This checkpoint is designed to test your understanding of linear regression.

Specifically, this will cover:

* Creating simple and multiple linear regression models with StatsModels
* Interpreting linear regression model metrics
* Interpreting linear regression model parameters

## Your Task: Build Linear Regression Models to Predict Home Prices

### Data Understanding

You will be using the Ames Housing dataset, modeling the `SalePrice` using these numeric features:

* `GrLivArea`: Above grade living area (square feet)
* `GarageArea`: Size of garage (square feet)
* `LotArea`: Lot size (square feet)
* `LotFrontage`: Length of street connected to property (feet)

In [1]:
# Run this cell without changes

import pandas as pd
import warnings
warnings.filterwarnings('ignore')

df = pd.read_csv("ames.csv", index_col=0)
df = df[["SalePrice", "GrLivArea", "GarageArea", "LotArea", "LotFrontage"]].copy()
df.dropna(inplace=True)
df.head()

Unnamed: 0_level_0,SalePrice,GrLivArea,GarageArea,LotArea,LotFrontage
Id,Unnamed: 1_level_1,Unnamed: 2_level_1,Unnamed: 3_level_1,Unnamed: 4_level_1,Unnamed: 5_level_1
1,208500,1710,548,8450,65.0
2,181500,1262,460,9600,80.0
3,223500,1786,608,11250,68.0
4,140000,1717,642,9550,60.0
5,250000,2198,836,14260,84.0


### Modeling

You will apply an inferential modeling process using StatsModels. This means that you are trying to create the best model in terms of variance in `SalePrice` that is explained (i.e. R-Squared).

You will build **two models — one simple linear regression model and one multiple linear regresssion model** — then you will interpret the model summaries.

There are two relevant components of interpreting the model summaries: model **metrics** such as r-squared and p-values, which tell you how well your model is fit to the data, and model **parameters** (intercept and coefficients), which tell you how the model is using the feature(s) to predict the target.

### Requirements

## 1. Build a Simple Linear Regression Using StatsModels

Below, we use the `.corr()` method to find which features are most correlated with `SalePrice`:

In [2]:
# Run this cell without changes
df.corr()["SalePrice"]

Unnamed: 0,SalePrice
SalePrice,1.0
GrLivArea,0.703557
GarageArea,0.631761
LotArea,0.311416
LotFrontage,0.351799


The `GrLivArea` feature has the highest correlation with `SalePrice`, so we will use it to build a simple linear regression model.

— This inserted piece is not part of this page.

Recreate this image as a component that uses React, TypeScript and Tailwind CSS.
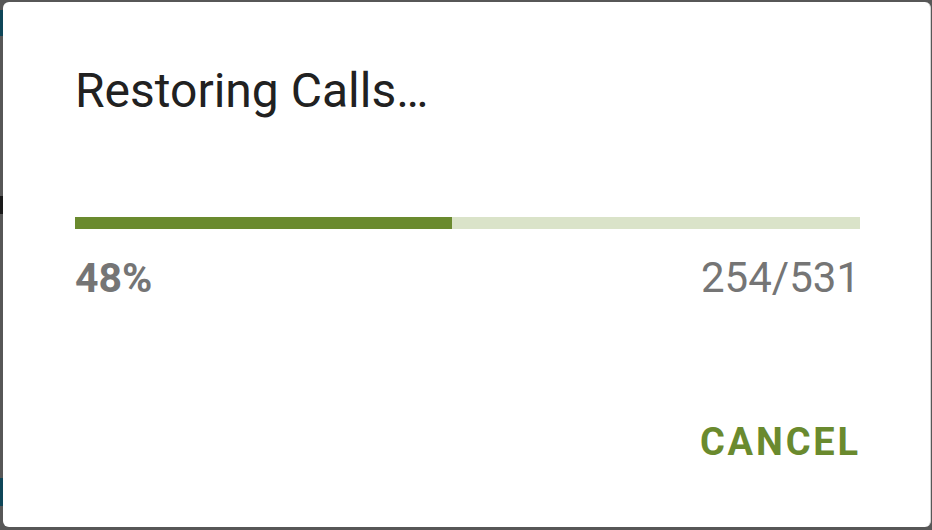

Use the OLS model ([documentation here](https://www.statsmodels.org/devel/generated/statsmodels.regression.linear_model.OLS.html)) with:

- `SalePrice` as the endogenous (dependent) variable
- `GrLivArea` as the exogenous (independent) variable

Don't forget to use `sm.add_constant` to ensure that there is an intercept term.

Fill in the appropriate values in the cell below.

In [3]:
# CodeGrade step1

import statsmodels.api as sm

# Replace None with appropriate code
exog = sm.add_constant(df["GrLivArea"])
endog = df["SalePrice"]
simple_model = sm.OLS(endog, exog)

simple_model_results = simple_model.fit()
print(simple_model_results.summary())

                            OLS Regression Results                            
Dep. Variable:              SalePrice   R-squared:                       0.495
Model:                            OLS   Adj. R-squared:                  0.495
Method:                 Least Squares   F-statistic:                     1175.
Date:                Wed, 26 Feb 2025   Prob (F-statistic):          4.39e-180
Time:                        16:17:15   Log-Likelihood:                -14902.
No. Observations:                1201   AIC:                         2.981e+04
Df Residuals:                    1199   BIC:                         2.982e+04
Df Model:                           1                                         
Covariance Type:            nonrobust                                         
                 coef    std err          t      P>|t|      [0.025      0.975]
------------------------------------------------------------------------------
const       1.347e+04   5171.332      2.605      0.0

In [4]:
# simple_model should be an OLS model
assert type(simple_model) == sm.OLS

# simple_model should have 1 feature (other than the constant)
assert simple_model.df_model == 1

## 2. Interpret Simple Linear Regression Model Metrics

We want to know:

1. How much of the variance is explained by this model? This is also known as the R-Squared. Fill in `r_squared` with this value — a floating point number between 0 and 1.
2. Is the model statistically significant at $\alpha = 0.05$? This is determined by comparing the probability of the f-statistic to the alpha. Fill in `model_is_significant` with this value — either `True` or `False`.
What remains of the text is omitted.